IMPLEMENTATION IN C++
#include <iostream>
using namespace std;
void merge(int arr[], int left, int mid, int right) {
int i, j, k;
int n1 = mid - left + 1;
int n2 = right - mid;
int L[n1], R[n2];
for (i = 0; i < n1; ++i)
L[i] = arr[left + i];
for (j = 0; j < n2; ++j)
R[j] = arr[mid + 1 + j];
i = 0;
j = 0;
k = left;
while (i < n1 && j < n2) {
if (L[i] <= R[j]) {
arr[k] = L[i];
++i;
} else {
arr[k] = R[j];
++j;
}
++k;
}
while (i < n1) {
arr[k] = L[i];
++i;
++k;
}
while (j < n2) {
arr[k] = R[j];
++j;
++k;
}
}
void mergeSort(int arr[], int left, int right) {
if (left < right) {
int mid = left + (right - left) / 2;
mergeSort(arr, left, mid);
mergeSort(arr, mid + 1, right);
merge(arr, left, mid, right);
}
}
void printList(int arr[], int size) {
for (int i = 0; i < size; ++i) {
cout << arr[i] << " ";
}
cout << endl;
}
int main() {
int arr[] = {54, 37, 81, 12, 95, 6, 23, 68, 47, 76, 29, 42};
int size = sizeof(arr) / sizeof(arr[0]);
cout << "Lista original: ";
printList(arr, size);
mergeSort(arr, 0, size - 1);
cout << "Lista ordenada: ";
printList(arr, size);
return 0;
}
Quick Sort
Quick Sort chooses an element called the "pivot" and divides the set into two subsets, one with elements smaller than the pivot and one with elements larger than the pivot. It then applies the same process recursively to each of the subsets.
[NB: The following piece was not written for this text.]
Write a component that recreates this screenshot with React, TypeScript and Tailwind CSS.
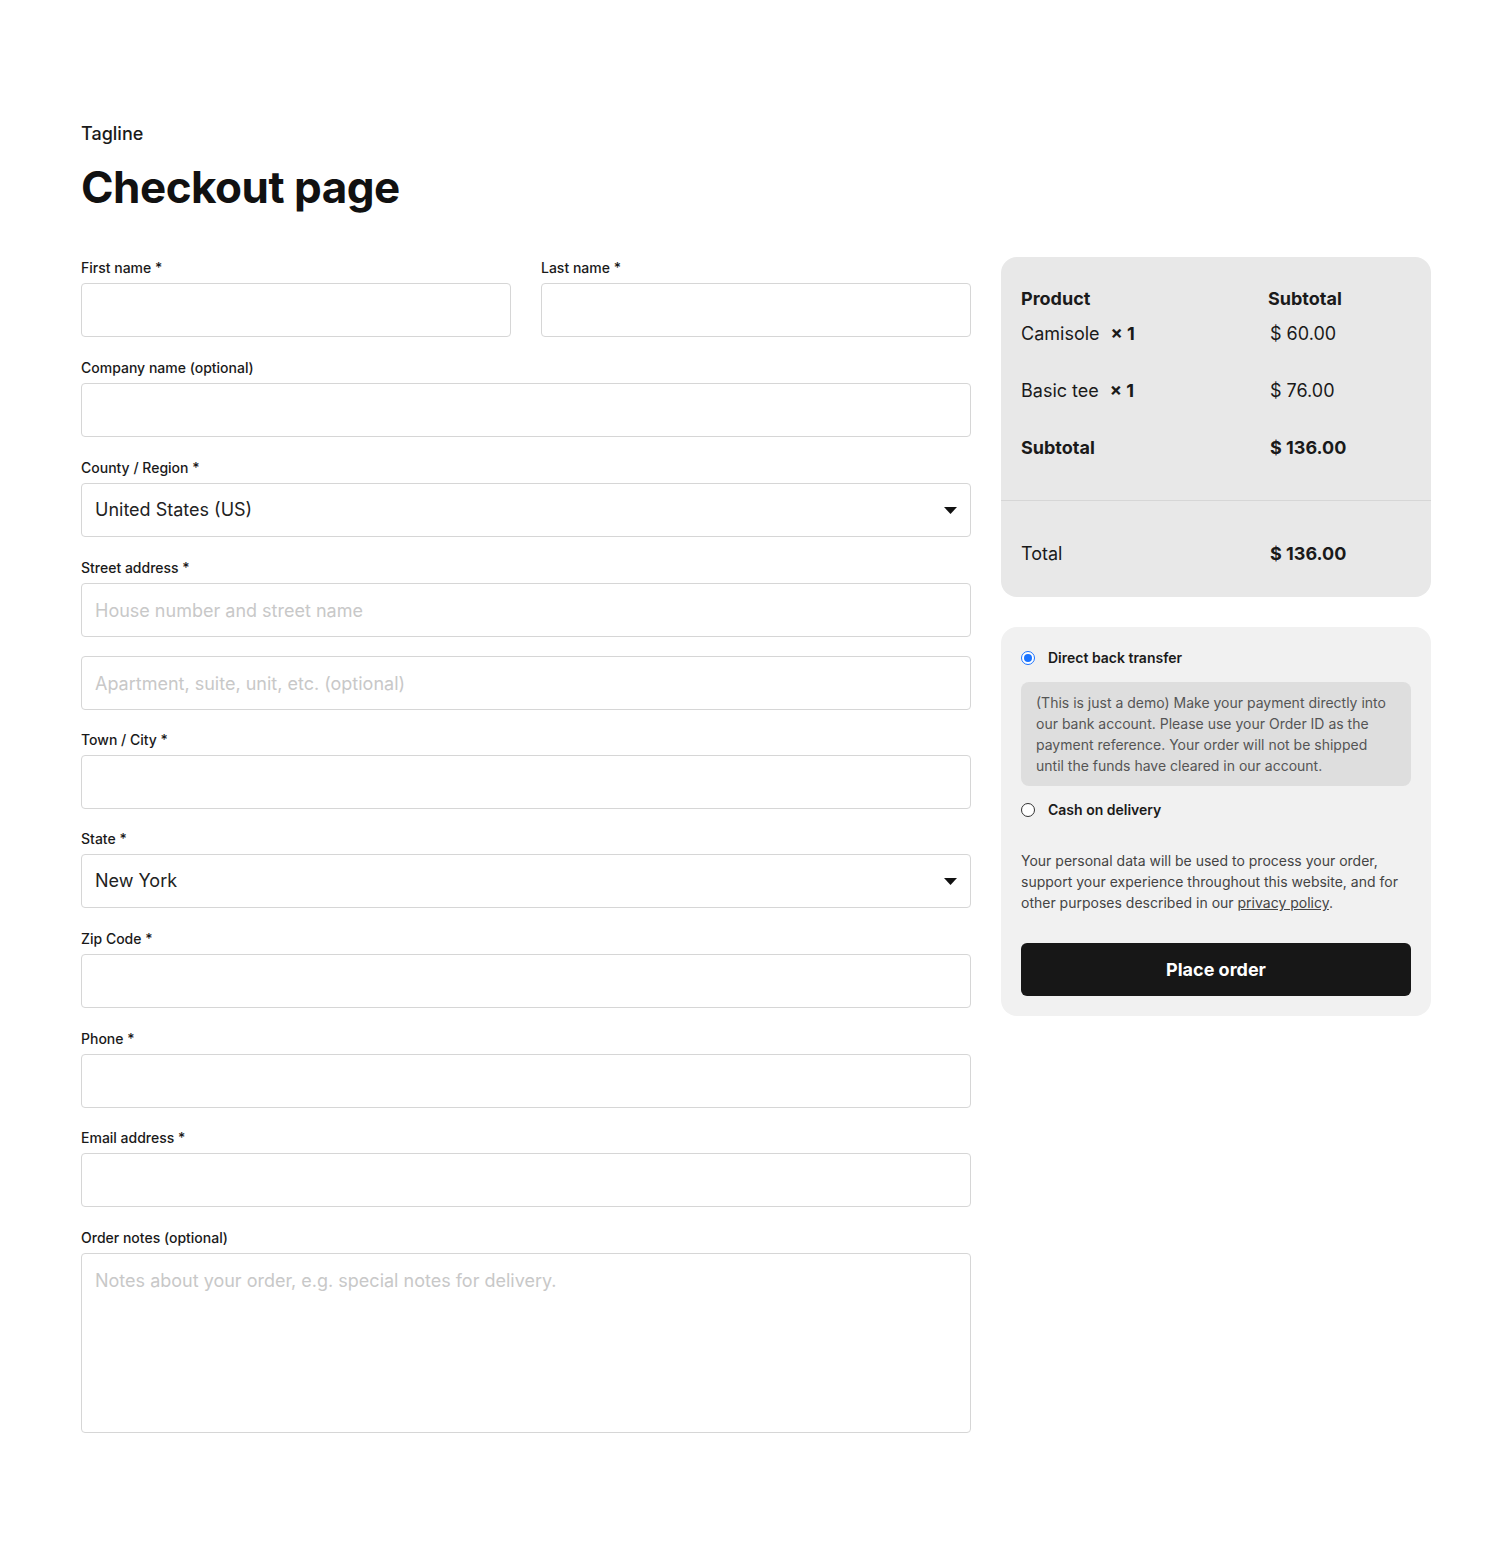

This algorithm also uses the divide and conquer strategy.
IMPLEMENTATION IN C++
#include <iostream>
using namespace std;
int partition(int arr[], int low, int high) {
int pivot = arr[high];
int i = low - 1;
for (int j = low; j < high; ++j) {
if (arr[j] < pivot) {
++i;
swap(arr[i], arr[j]);
}
}
swap(arr[i + 1], arr[high]);
return i + 1;
}
void quickSort(int arr[], int low, int high) {
if (low < high) {
int pi = partition(arr, low, high);
quickSort(arr, low, pi - 1);
quickSort(arr, pi + 1, high);
}
}
void printArray(int arr[], int size) {
for (int i = 0; i < size; ++i) {
cout << arr[i] << " ";
}
cout << endl;
}
int main() {
int arr[] = {54, 37, 81, 12, 95, 6, 23, 68, 47, 76, 29, 42};
int size = sizeof(arr) / sizeof(arr[0]);
cout << "Lista original: ";
printArray(arr, size);
quickSort(arr, 0, size - 1);
cout << "Lista ordenada: ";
printArray(arr, size);
return 0;
}
Heap Sort
Heap Sort builds a heap from the elements and then successively extracts the maximum (or minimum) element from the heap, readjusting the heap after each extraction. The final result is a set of sorted elements.
IMPLEMENTATION IN C++
#include <iostream>
using namespace std;
void heapify(int arr[], int size, int i) {
int largest = i;
int left = 2 * i + 1;
int right = 2 * i + 2;
if (left < size && arr[left] > arr[largest]) {
largest = left;
}
if (right < size && arr[right] > arr[largest]) {
largest = right;
}
if (largest != i) {
swap(arr[i], arr[largest]);
heapify(arr, size, largest);
}
}
void heapSort(int arr[], int size) {
for (int i = size / 2 - 1; i >= 0; --i) {
heapify(arr, size, i);
}
for (int i = size - 1; i >= 0; --i) {
swap(arr[0], arr[i]);
heapify(arr, i, 0);
}
}
void printArray(int arr[], int size) {
for (int i = 0; i < size; ++i) {
cout << arr[i] << " ";
}
cout << endl;
}
int main() {
int arr[] = {54, 37, 81, 12, 95, 6, 23, 68, 47, 76, 29, 42};
int size = sizeof(arr) / sizeof(arr[0]);
cout << "Lista original: ";
printArray(arr, size);
heapSort(arr, size);
cout << "Lista ordenada: ";
printArray(arr, size);
return 0;
}
These are just a few examples of the most common sorting algorithms. Each of them has different characteristics in terms of time complexity, stability, memory consumption and adaptability to different scenarios. The choice of the appropriate algorithm will depend on the context and the specific requirements of the problem to be solved.